Wind energy reduced power sector emissions by more than 5 percent last year, saving the same amount of CO2 as taking 20 million cars off the road, according to a new report.

Well, if you don’t mind your car sputtering to a stop when the wind stops blowing. Okay, that’s not really fair. It’s a question of how many carbon emissions were displaced by wind power and that was 126.8 million tons or the equivalent of about 20 million cars. That’s fairbut consider:

Nuclear energy facilities avoided nearly 590 million metric tons of carbon dioxide in 2013 across the U.S. This is nearly as much carbon dioxide as is released from 113 million cars, which is more than all U.S. passenger cars. The U.S. produces more than five billion metric tons of carbon dioxide each year.

That 113 million car figure seems right enough, but is that (or less, actually) really the number of passengers vehicles in the car crazy U.S? Seems too few.

Ace NEI statistician David Bradish said a fair number of things are excluded, including trucks, buses and other conveyances which might carry different emissions standards and outputs. So this works for that purpose. And impressive, too – we could probably scoop Canada’s cars into the emission-displaced hopper, too, especially if you counted the country’s six reactors.

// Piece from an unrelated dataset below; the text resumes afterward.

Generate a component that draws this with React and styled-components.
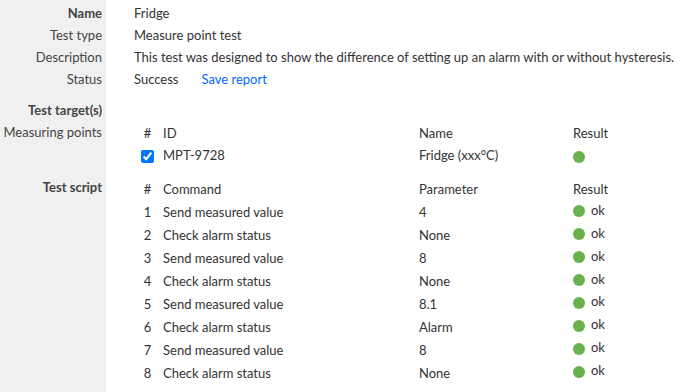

We’re making fun, but really, good for the wind folks. It is a milestone, wind is emission free and it’s all to the good. The only conclusion to reach is that since nuclear energy has gotten all the cars off the road, let’s let wind have the flatbed trucks.

AWEA’s report is here.

Comments

Anonymous said…
Canada has 19 active power reactors in 6 'plants' (Pickering A / B, Bruce A / B, Darlington and Point Lepreau)...
Anonymous said…
The problem is that there are 3 levels of lies; lies, damn lies and statistics. When anyone cites statistics, I always look at who is doing the statisticing. Note that the citer is the AWEA. Of course, they want the best spin on anything they do. Just remember that Al Gore would have made a good chunk of change out of "carbon trading".
trag said…
Did that emissions reduction figure for wind energy simply take the number of KWH4s wind produced and assume that it displaced the same amount of gas or coal generated electricity and then claim credit for the emissions reduction?

If so, it is utterly misleading and flat out wrong.

The back-up generating capacity which is on standby to take up the load when wind falters must also be added to the CO2 emissions of wind. That, in many cases, reduces the so-called CO2 reduction of wind to zero or even negative.
Engineer-Poet said…
As a point of fact, a great many vehicles driven by ordinary citizens as personal transportation are classed as "light trucks" rather than "passenger cars".  The "light truck" category includes minivans, which let them escape the stricter CAFE requirements for passenger cars and helped to popularize them when they were new.  Station wagons remained in the passenger car category, which is why the large station wagon has been replaced by boxier things.

It would be very nice if the whole lot were powered by batteries charged by nuclear power plants, making all the OPEC and CO2 issues moot.
John said…
Anon #2 is right, statistics can rarely be trusted. There are just too many ways they can be fudged or just plain wrong.